◆ STATED PROBLEM ◆
Copy the data exactly as it appears, and do not include any pictures.

_ _ _

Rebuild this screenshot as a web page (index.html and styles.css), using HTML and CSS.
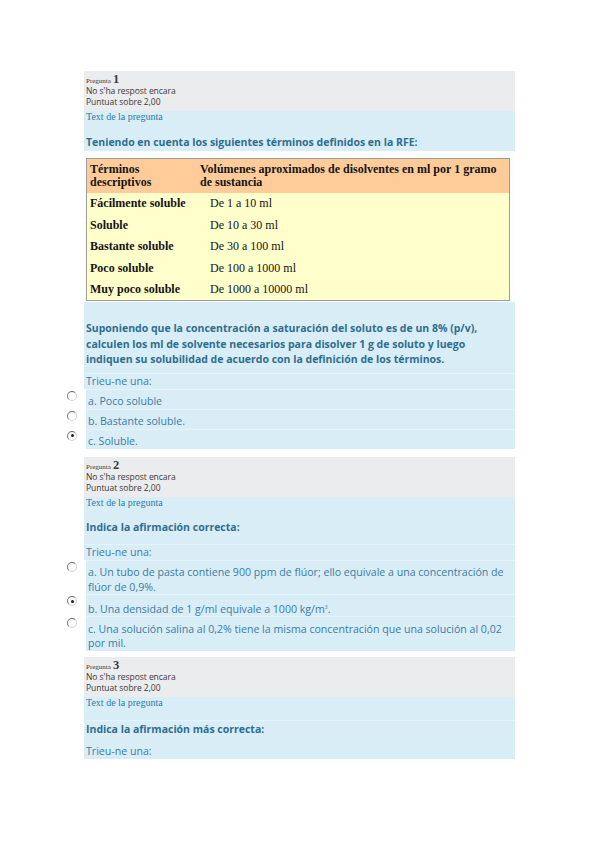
FILE: index.html
```html
<!DOCTYPE html>
<html lang="ca">
<head>
<meta charset="utf-8">
<title>Qüestionari</title>
<link rel="stylesheet" href="styles.css">
</head>
<body>
<div class="page">

  <section class="que q1">
    <div class="info">
      <div class="qno"><span class="lbl">Pregunta</span> <span class="num">1</span></div>
      <div class="state">No s'ha respost encara</div>
      <div class="grade">Puntuat sobre 2,00</div>
    </div>
    <div class="content">
      <div class="qtitle">Text de la pregunta</div>
      <p class="qtext lead">Teniendo en cuenta los siguientes términos definidos en la RFE:</p>
      <div class="tablewrap">
        <table class="sol">
          <thead>
            <tr><th class="c1">Términos descriptivos</th><th class="c2">Volúmenes aproximados de disolventes en ml por 1 gramo de sustancia</th></tr>
          </thead>
          <tbody>
            <tr><th class="c1">Fácilmente soluble</th><td>De 1 a 10 ml</td></tr>
            <tr><th class="c1">Soluble</th><td>De 10 a 30 ml</td></tr>
            <tr><th class="c1">Bastante soluble</th><td>De 30 a 100 ml</td></tr>
            <tr><th class="c1">Poco soluble</th><td>De 100 a 1000 ml</td></tr>
            <tr><th class="c1">Muy poco soluble</th><td>De 1000 a 10000 ml</td></tr>
          </tbody>
        </table>
      </div>
      <p class="qtext long">Suponiendo que la concentración a saturación del soluto es de un 8% (p/v), calculen los ml de solvente necesarios para disolver 1 g de soluto y luego indiquen su solubilidad de acuerdo con la definición de los términos.</p>
      <div class="prompt sep p1">Trieu-ne una:</div>
    </div>
    <div class="answers">
      <div class="opt"><span class="rb"><span class="radio"></span></span><span class="lab">a. Poco soluble</span></div>
      <div class="opt"><span class="rb"><span class="radio"></span></span><span class="lab">b. Bastante soluble.</span></div>
      <div class="opt"><span class="rb"><span class="radio on"></span></span><span class="lab">c. Soluble.</span></div>
    </div>
  </section>

  <section class="que q2">
    <div class="info">
      <div class="qno"><span class="lbl">Pregunta</span> <span class="num">2</span></div>
      <div class="state">No s'ha respost encara</div>
      <div class="grade">Puntuat sobre 2,00</div>
    </div>
    <div class="content">
      <div class="qtitle">Text de la pregunta</div>
      <p class="qtext lead2">Indica la afirmación correcta:</p>
      <div class="prompt sep p2">Trieu-ne una:</div>
    </div>
    <div class="answers">
      <div class="opt"><span class="rb"><span class="radio"></span></span><span class="lab">a. Un tubo de pasta contiene 900 ppm de flúor; ello equivale a una concentración de flúor de 0,9%.</span></div>
      <div class="opt"><span class="rb"><span class="radio on"></span></span><span class="lab">b. Una densidad de 1 g/ml equivale a 1000 kg/m<sup>3</sup>.</span></div>
      <div class="opt"><span class="rb"><span class="radio"></span></span><span class="lab">c. Una solución salina al 0,2% tiene la misma concentración que una solución al 0,02 por mil.</span></div>
    </div>
  </section>

  <section class="que q3">
    <div class="info">
      <div class="qno"><span class="lbl">Pregunta</span> <span class="num">3</span></div>
      <div class="state">No s'ha respost encara</div>
      <div class="grade">Puntuat sobre 2,00</div>
    </div>
    <div class="content">
      <div class="qtitle">Text de la pregunta</div>
      <p class="qtext lead3 sep">Indica la afirmación más correcta:</p>
      <div class="prompt p3">Trieu-ne una:</div>
    </div>
  </section>

</div>
</body>
</html>
```

FILE: styles.css
```css
html, body {
  margin: 0;
  padding: 0;
  background: #ffffff;
}

.page {
  padding: 71px 0 40px 84px;
  width: 431px;
  font-family: "Open Sans", "Noto Sans", sans-serif;
}

.que {
  margin-bottom: 8px;
}

.q2 {
  margin-bottom: 6px;
}

.info {
  background: #ebecee;
  height: 40px;
  box-sizing: border-box;
  padding: 2px 0 0 2px;
  color: #3a3a3a;
  font-size: 8.5px;
  line-height: 11px;
  letter-spacing: -0.05px;
}

.qno {
  height: 12px;
  line-height: 12px;
  font-family: "Liberation Serif", "DejaVu Serif", serif;
  letter-spacing: 0;
}

.qno .lbl {
  font-size: 7px;
}

.qno .num {
  font-size: 12.5px;
  font-weight: bold;
}

.content {
  background: #d9edf7;
  padding: 0 0 0 2px;
  color: #2e6f92;
}

.qtitle {
  font-family: "Liberation Serif", "DejaVu Serif", serif;
  font-size: 10px;
  line-height: 12px;
  color: #2f7aa0;
}

.qtext {
  margin: 0;
  font-weight: bold;
  font-size: 10.5px;
  line-height: 15px;
  letter-spacing: 0;
  color: #2d6d90;
}

.lead {
  margin-top: 12px;
}

.lead2 {
  margin-top: 11px;
}

.lead3 {
  margin-top: 11px;
  padding-top: 1px;
}

.long {
  margin-top: 19px;
  line-height: 15.5px;
  padding-right: 12px;
}

.sep {
  border-top: 1px solid #e7f3fa;
}

.prompt {
  font-size: 10.6px;
  line-height: 15px;
  letter-spacing: 0;
  color: #3a7ca3;
}

.p1 {
  margin-top: 5px;
}

.p2 {
  margin-top: 9px;
}

.p3 {
  margin-top: 7px;
}

.tablewrap {
  margin: 1px 0 0 -2px;
  background: #fbfdfe;
  padding: 7px 5px 1px 2px;
}

.sol {
  width: 424px;
  border-collapse: collapse;
  border: 1px solid #9c9c9c;
  font-family: "Liberation Serif", "DejaVu Serif", serif;
  font-size: 12px;
  color: #141414;
}

.sol thead tr {
  background: #ffcc99;
}

.sol thead th {
  height: 34px;
  padding: 0 3px;
  line-height: 13px;
  text-align: left;
  vertical-align: middle;
  font-size: 12px;
}

.sol thead th.c1 {
  width: 104px;
}

.sol tbody tr {
  background: #ffffcc;
  height: 21.6px;
}

.sol tbody th {
  text-align: left;
  padding: 0 3px;
  font-weight: bold;
}

.sol tbody td {
  padding: 0 3px 0 13px;
}

.answers {
  margin-left: -18px;
}

.opt {
  display: grid;
  grid-template-columns: 20px 1fr;
}

.rb {
  background: #ffffff;
}

.lab {
  background: #d9edf7;
  border-top: 1px solid #e7f3fa;
  padding: 4.5px 8px 0 2px;
  font-size: 10.6px;
  line-height: 14.5px;
  letter-spacing: 0;
  color: #3a7ca3;
}

.lab sup {
  font-size: 5px;
  vertical-align: 4px;
}

.radio {
  display: block;
  box-sizing: border-box;
  width: 10px;
  height: 10px;
  margin: 2px 0 0 1px;
  border-radius: 50%;
  border: 1px solid #9a9a9a;
  border-top-color: #6e6e6e;
  border-left-color: #7a7a7a;
  border-bottom-color: #d2d2d2;
  border-right-color: #cfcfcf;
  background: radial-gradient(circle at 60% 60%, #ffffff 40%, #ececec 100%);
  position: relative;
}

.radio.on::after {
  content: "";
  position: absolute;
  left: 2.5px;
  top: 2.5px;
  width: 3px;
  height: 3px;
  border-radius: 50%;
  background: #1a1a1a;
}
```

_ _ _

◆ THE RESULT ◆
Rebuild this screenshot as a web page (index.html and styles.css), using HTML and CSS.
FILE: index.html
```html
<!DOCTYPE html>
<html lang="ca">
<head>
<meta charset="utf-8">
<title>Qüestionari</title>
<link rel="stylesheet" href="styles.css">
</head>
<body>
<div class="page">

  <section class="que q1">
    <div class="info">
      <div class="qno"><span class="lbl">Pregunta</span> <span class="num">1</span></div>
      <div class="state">No s'ha respost encara</div>
      <div class="grade">Puntuat sobre 2,00</div>
    </div>
    <div class="content">
      <div class="qtitle">Text de la pregunta</div>
      <p class="qtext lead">Teniendo en cuenta los siguientes términos definidos en la RFE:</p>
      <div class="tablewrap">
        <table class="sol">
          <thead>
            <tr><th class="c1">Términos descriptivos</th><th class="c2">Volúmenes aproximados de disolventes en ml por 1 gramo de sustancia</th></tr>
          </thead>
          <tbody>
            <tr><th class="c1">Fácilmente soluble</th><td>De 1 a 10 ml</td></tr>
            <tr><th class="c1">Soluble</th><td>De 10 a 30 ml</td></tr>
            <tr><th class="c1">Bastante soluble</th><td>De 30 a 100 ml</td></tr>
            <tr><th class="c1">Poco soluble</th><td>De 100 a 1000 ml</td></tr>
            <tr><th class="c1">Muy poco soluble</th><td>De 1000 a 10000 ml</td></tr>
          </tbody>
        </table>
      </div>
      <p class="qtext long">Suponiendo que la concentración a saturación del soluto es de un 8% (p/v), calculen los ml de solvente necesarios para disolver 1 g de soluto y luego indiquen su solubilidad de acuerdo con la definición de los términos.</p>
      <div class="prompt sep p1">Trieu-ne una:</div>
    </div>
    <div class="answers">
      <div class="opt"><span class="rb"><span class="radio"></span></span><span class="lab">a. Poco soluble</span></div>
      <div class="opt"><span class="rb"><span class="radio"></span></span><span class="lab">b. Bastante soluble.</span></div>
      <div class="opt"><span class="rb"><span class="radio on"></span></span><span class="lab">c. Soluble.</span></div>
    </div>
  </section>

  <section class="que q2">
    <div class="info">
      <div class="qno"><span class="lbl">Pregunta</span> <span class="num">2</span></div>
      <div class="state">No s'ha respost encara</div>
      <div class="grade">Puntuat sobre 2,00</div>
    </div>
    <div class="content">
      <div class="qtitle">Text de la pregunta</div>
      <p class="qtext lead2">Indica la afirmación correcta:</p>
      <div class="prompt sep p2">Trieu-ne una:</div>
    </div>
    <div class="answers">
      <div class="opt"><span class="rb"><span class="radio"></span></span><span class="lab">a. Un tubo de pasta contiene 900 ppm de flúor; ello equivale a una concentración de flúor de 0,9%.</span></div>
      <div class="opt"><span class="rb"><span class="radio on"></span></span><span class="lab">b. Una densidad de 1 g/ml equivale a 1000 kg/m<sup>3</sup>.</span></div>
      <div class="opt"><span class="rb"><span class="radio"></span></span><span class="lab">c. Una solución salina al 0,2% tiene la misma concentración que una solución al 0,02 por mil.</span></div>
    </div>
  </section>

  <section class="que q3">
    <div class="info">
      <div class="qno"><span class="lbl">Pregunta</span> <span class="num">3</span></div>
      <div class="state">No s'ha respost encara</div>
      <div class="grade">Puntuat sobre 2,00</div>
    </div>
    <div class="content">
      <div class="qtitle">Text de la pregunta</div>
      <p class="qtext lead3 sep">Indica la afirmación más correcta:</p>
      <div class="prompt p3">Trieu-ne una:</div>
    </div>
  </section>

</div>
</body>
</html>
```

FILE: styles.css
```css
html, body {
  margin: 0;
  padding: 0;
  background: #ffffff;
}

.page {
  padding: 71px 0 40px 84px;
  width: 431px;
  font-family: "Open Sans", "Noto Sans", sans-serif;
}

.que {
  margin-bottom: 8px;
}

.q2 {
  margin-bottom: 6px;
}

.info {
  background: #ebecee;
  height: 40px;
  box-sizing: border-box;
  padding: 2px 0 0 2px;
  color: #3a3a3a;
  font-size: 8.5px;
  line-height: 11px;
  letter-spacing: -0.05px;
}

.qno {
  height: 12px;
  line-height: 12px;
  font-family: "Liberation Serif", "DejaVu Serif", serif;
  letter-spacing: 0;
}

.qno .lbl {
  font-size: 7px;
}

.qno .num {
  font-size: 12.5px;
  font-weight: bold;
}

.content {
  background: #d9edf7;
  padding: 0 0 0 2px;
  color: #2e6f92;
}

.qtitle {
  font-family: "Liberation Serif", "DejaVu Serif", serif;
  font-size: 10px;
  line-height: 12px;
  color: #2f7aa0;
}

.qtext {
  margin: 0;
  font-weight: bold;
  font-size: 10.5px;
  line-height: 15px;
  letter-spacing: 0;
  color: #2d6d90;
}

.lead {
  margin-top: 12px;
}

.lead2 {
  margin-top: 11px;
}

.lead3 {
  margin-top: 11px;
  padding-top: 1px;
}

.long {
  margin-top: 19px;
  line-height: 15.5px;
  padding-right: 12px;
}

.sep {
  border-top: 1px solid #e7f3fa;
}

.prompt {
  font-size: 10.6px;
  line-height: 15px;
  letter-spacing: 0;
  color: #3a7ca3;
}

.p1 {
  margin-top: 5px;
}

.p2 {
  margin-top: 9px;
}

.p3 {
  margin-top: 7px;
}

.tablewrap {
  margin: 1px 0 0 -2px;
  background: #fbfdfe;
  padding: 7px 5px 1px 2px;
}

.sol {
  width: 424px;
  border-collapse: collapse;
  border: 1px solid #9c9c9c;
  font-family: "Liberation Serif", "DejaVu Serif", serif;
  font-size: 12px;
  color: #141414;
}

.sol thead tr {
  background: #ffcc99;
}

.sol thead th {
  height: 34px;
  padding: 0 3px;
  line-height: 13px;
  text-align: left;
  vertical-align: middle;
  font-size: 12px;
}

.sol thead th.c1 {
  width: 104px;
}

.sol tbody tr {
  background: #ffffcc;
  height: 21.6px;
}

.sol tbody th {
  text-align: left;
  padding: 0 3px;
  font-weight: bold;
}

.sol tbody td {
  padding: 0 3px 0 13px;
}

.answers {
  margin-left: -18px;
}

.opt {
  display: grid;
  grid-template-columns: 20px 1fr;
}

.rb {
  background: #ffffff;
}

.lab {
  background: #d9edf7;
  border-top: 1px solid #e7f3fa;
  padding: 4.5px 8px 0 2px;
  font-size: 10.6px;
  line-height: 14.5px;
  letter-spacing: 0;
  color: #3a7ca3;
}

.lab sup {
  font-size: 5px;
  vertical-align: 4px;
}

.radio {
  display: block;
  box-sizing: border-box;
  width: 10px;
  height: 10px;
  margin: 2px 0 0 1px;
  border-radius: 50%;
  border: 1px solid #9a9a9a;
  border-top-color: #6e6e6e;
  border-left-color: #7a7a7a;
  border-bottom-color: #d2d2d2;
  border-right-color: #cfcfcf;
  background: radial-gradient(circle at 60% 60%, #ffffff 40%, #ececec 100%);
  position: relative;
}

.radio.on::after {
  content: "";
  position: absolute;
  left: 2.5px;
  top: 2.5px;
  width: 3px;
  height: 3px;
  border-radius: 50%;
  background: #1a1a1a;
}
```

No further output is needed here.